Pet-custody fights have helped drive this boom, legal experts say.
Feuds sometimes reach the intensity usually seen in child-custody disputes.
One of the most famous cases was the divorce of Stanley and Linda Perkins, wealthy San Diegans who made national news over their fight for a pointer-greyhound mix named Gigi.
After two years of vying to become Gigi's sole custodian, Linda Perkins won the ruling in 2000.
Among evidence shown to the court was a "Day in the Life of Gigi" video, featuring the dog sleeping under Linda Perkins' chair at work, cuddling at home and playing fetch at the beach.
"That's mild compared to what we've seen out here," said Madison divorce attorney Thomas R. Glowacki, who has been practicing here for more than 30 years.
There was the time a client of his, saddled with an ailing pooch, sought "doggy support" from her ex-husband. (She lost.)

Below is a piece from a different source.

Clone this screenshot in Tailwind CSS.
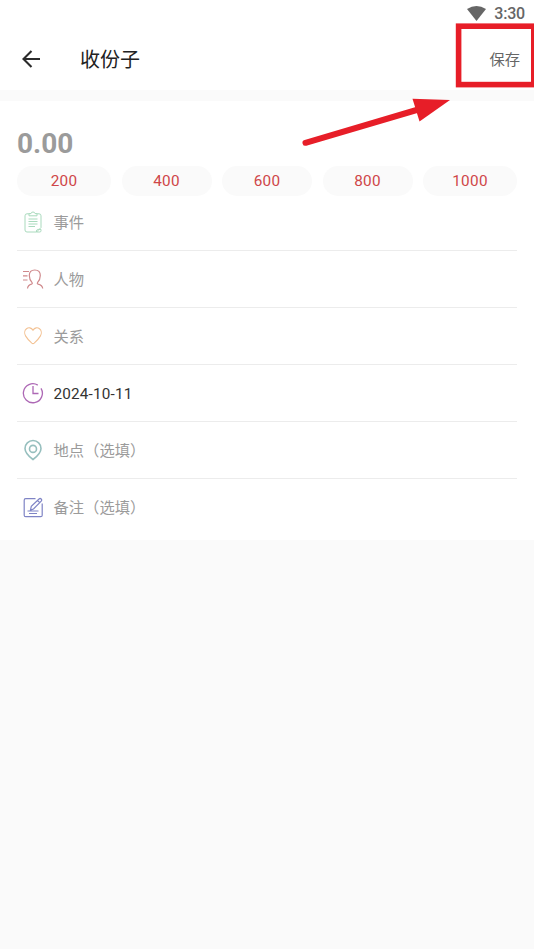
<!DOCTYPE html>
<html lang="zh-CN">
<head>
<meta charset="utf-8">
<meta name="viewport" content="width=device-width, initial-scale=1">
<title>收份子</title>
<script src="https://cdn.jsdelivr.net/npm/@tailwindcss/browser@4"></script>
</head>
<body class="relative h-[949px] w-[534px] overflow-hidden bg-[#fafafa] font-[Roboto,'Noto_Sans_CJK_SC',sans-serif] text-[15.3px] text-[#9b9b9b]">
<header class="h-[90px] bg-white">
  <div class="flex h-7 items-center justify-end gap-2 pr-[9px] text-base font-medium text-[#666]">
    <svg class="mb-0.5 h-[15px] w-[19px]" viewBox="0 0 20 15" preserveAspectRatio="none" fill="#666"><path d="M0 3Q10-3 20 3L10 15Z"/></svg>
    <span class="leading-7 tracking-[-0.2px]">3:30</span>
  </div>
  <div class="flex h-[62px] items-center pl-[22px] pr-[14px]">
    <svg class="h-[18px] w-[18px]" viewBox="0 0 18 18" fill="none" stroke="#2b2b2b" stroke-width="2.1"><path d="M18 9H2M9.5 1L1.5 9l8 8"/></svg>
    <h1 class="ml-[40px] pt-0.5 text-[20px] leading-[30px] text-[#222]">收份子</h1>
    <button class="ml-auto pt-0.5 leading-6 text-[#666]">保存</button>
  </div>
</header>
<main class="mt-[11px] h-[439px] bg-white px-[17px] pt-[26px]">
  <div class="h-[39px] text-[28px] font-bold leading-[33px]">0.00</div>
  <div class="grid h-[29px] grid-cols-[94px_90px_90px_90px_94px] justify-between text-center leading-[30px] tracking-[0.3px] text-[#cf4648]">
    <button class="rounded-full bg-[#fafafa]">200</button>
    <button class="rounded-full bg-[#fafafa]">400</button>
    <button class="rounded-full bg-[#fafafa]">600</button>
    <button class="rounded-full bg-[#fafafa]">800</button>
    <button class="rounded-full bg-[#fafafa]">1000</button>
  </div>
  <div>
    <div class="flex h-14 items-center gap-[9.5px] border-b border-[#ececec] pl-[5px]">
      <svg class="mb-0.5 h-[22px] w-[22px]" viewBox="0 0 22 22" fill="none" stroke="#a9dabd" stroke-width="1"><path d="M7 2.8H5Q3 2.8 3 4.8V19q0 2 2 2h9.5l4.5-4.5V4.8q0-2-2-2h-2M14.5 21q-.2-2.6 1.2-2.6H19v1.4q0 1.2-1.2 1.2Z"/><path d="M7 4.8V2.6h2Q9.2 1 11 1t2 1.6h2v2.2ZM6.5 8h9M6.5 10.5h9M6.5 13h9M6.5 15.5H13"/></svg>
      <span class="pt-0.5">事件</span>
    </div>
    <div class="flex h-[57px] items-center gap-[9.5px] border-b border-[#ececec] pl-[5px]">
      <svg class="h-[22px] w-[22px]" viewBox="0 0 22 22" fill="none" stroke="#cf898c" stroke-width="1.2"><path d="M1 3.5h6M1 7.8h4.5M1 12h4.5M5.5 20.5q.3-3.3 4-4.3 1.2-.4.6-1.5-2.8-3-2.8-7.1Q7.3 2 12.8 2t5.5 5.6q0 4.1-2.8 7.1-.6 1.1.6 1.5 4.3 1.1 4.6 4.3"/></svg>
      <span class="pt-0.5">人物</span>
    </div>
    <div class="flex h-[57px] items-center gap-[9.5px] border-b border-[#ececec] pl-[5px]">
      <svg class="h-[22px] w-[22px]" viewBox="0 0 22 22" fill="none" stroke="#f3c294" stroke-width="1.1"><path d="M11 5.2C9.3 2.5 6.5 2.2 4.5 3.7 2.4 5.3 2.2 8.6 3.7 11.1 5.2 13.6 8.2 16.7 9.8 18.1q1.2 1 2.4 0c1.6-1.4 4.6-4.5 6.1-7 1.5-2.5 1.3-5.8-.8-7.4-2-1.5-4.8-1.2-6.5 1.5Z"/></svg>
      <span class="pt-0.5">关系</span>
    </div>
    <div class="flex h-[57px] items-center gap-[9.5px] border-b border-[#ececec] pl-[5px]">
      <svg class="h-[22px] w-[22px]" viewBox="0 0 22 22" fill="none" stroke="#ad68b5" stroke-width="1.3"><path d="M15.8 3.1A9.5 9.5 0 1 0 19 6.3M11 4v7.5h5.5"/></svg>
      <span class="pt-0.5 tracking-[0.17px] text-[#333]">2024-10-11</span>
    </div>
    <div class="flex h-[57px] items-center gap-[9.5px] border-b border-[#ececec] pl-[5px]">
      <svg class="h-[22px] w-[22px]" viewBox="0 0 22 22" fill="none" stroke="#96bfbe" stroke-width="1.6"><path d="M11 20.5Q3 14.4 3 9.4A8 7.9 0 0 1 19 9.4Q19 14.4 11 20.5Z"/><circle cx="11" cy="9.9" r="3.5"/></svg>
      <span class="pt-0.5">地点（选填）</span>
    </div>
    <div class="flex h-[57px] items-center gap-[9.5px] pl-[5px]">
      <svg class="h-[22px] w-[22px]" viewBox="0 0 22 22" fill="none" stroke="#7f84c5" stroke-width="1.2"><path d="M13.5 1.7H3.7q-1.5 0-1.5 1.5v15q0 1.5 1.5 1.5h15q1.5 0 1.5-1.5V6.5"/><path d="M8.5 13l.8-3.7L17 2q1.2-1 2.2 0t0 2.2L11.5 12Zm7-9.5 2.2 2.2M5.5 14h11M7 16.5h8"/></svg>
      <span class="pt-0.5">备注（选填）</span>
    </div>
  </div>
</main>
<!-- Highlight around the save button and the arrow pointing to it -->
<svg class="pointer-events-none absolute left-0 top-0 h-[160px] w-[534px]" viewBox="0 0 534 160" fill="none" stroke="#e71e28">
  <rect x="458.6" y="26.2" width="75.2" height="58.4" stroke-width="5.6"/>
  <path d="M305.5 142.8L420 109" stroke-width="6" stroke-linecap="round"/>
  <path d="M412.5 98.8L450 100L419.5 121.5Z" fill="#e71e28" stroke="none"/>
</svg>
</body>
</html>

Or the case of a bitter wife who won custody of her husband's dog -- and euthanized it when the divorce was finalized.
And then there was the case of the German shepherd with digestion problems.
Each Friday, the husband would pick up the dog for the weekend.
Each Sunday afternoon, right before returning the animal to his ex-wife, the man would feed the dog fatty sausages.
"It got messy," Glowacki said. "We had to specify in court that if he wanted to see the dog, he couldn't feed it that unless he kept the dog overnight."
Critics of the bill worry that it will force shelter staffers into the untenable role of modern King Solomon.
"Animal shelters already deal with the legal risks associated when someone decides to drop off 'my boyfriend's dog' or 'my girlfriend's dog' to get back at a person during a breakup," said Kim Intino, director of animal sheltering issues for the Humane Society.
"Their staffs are under enough strain without a court mandate telling them they have to take on even more of these kinds of cases," Intino said.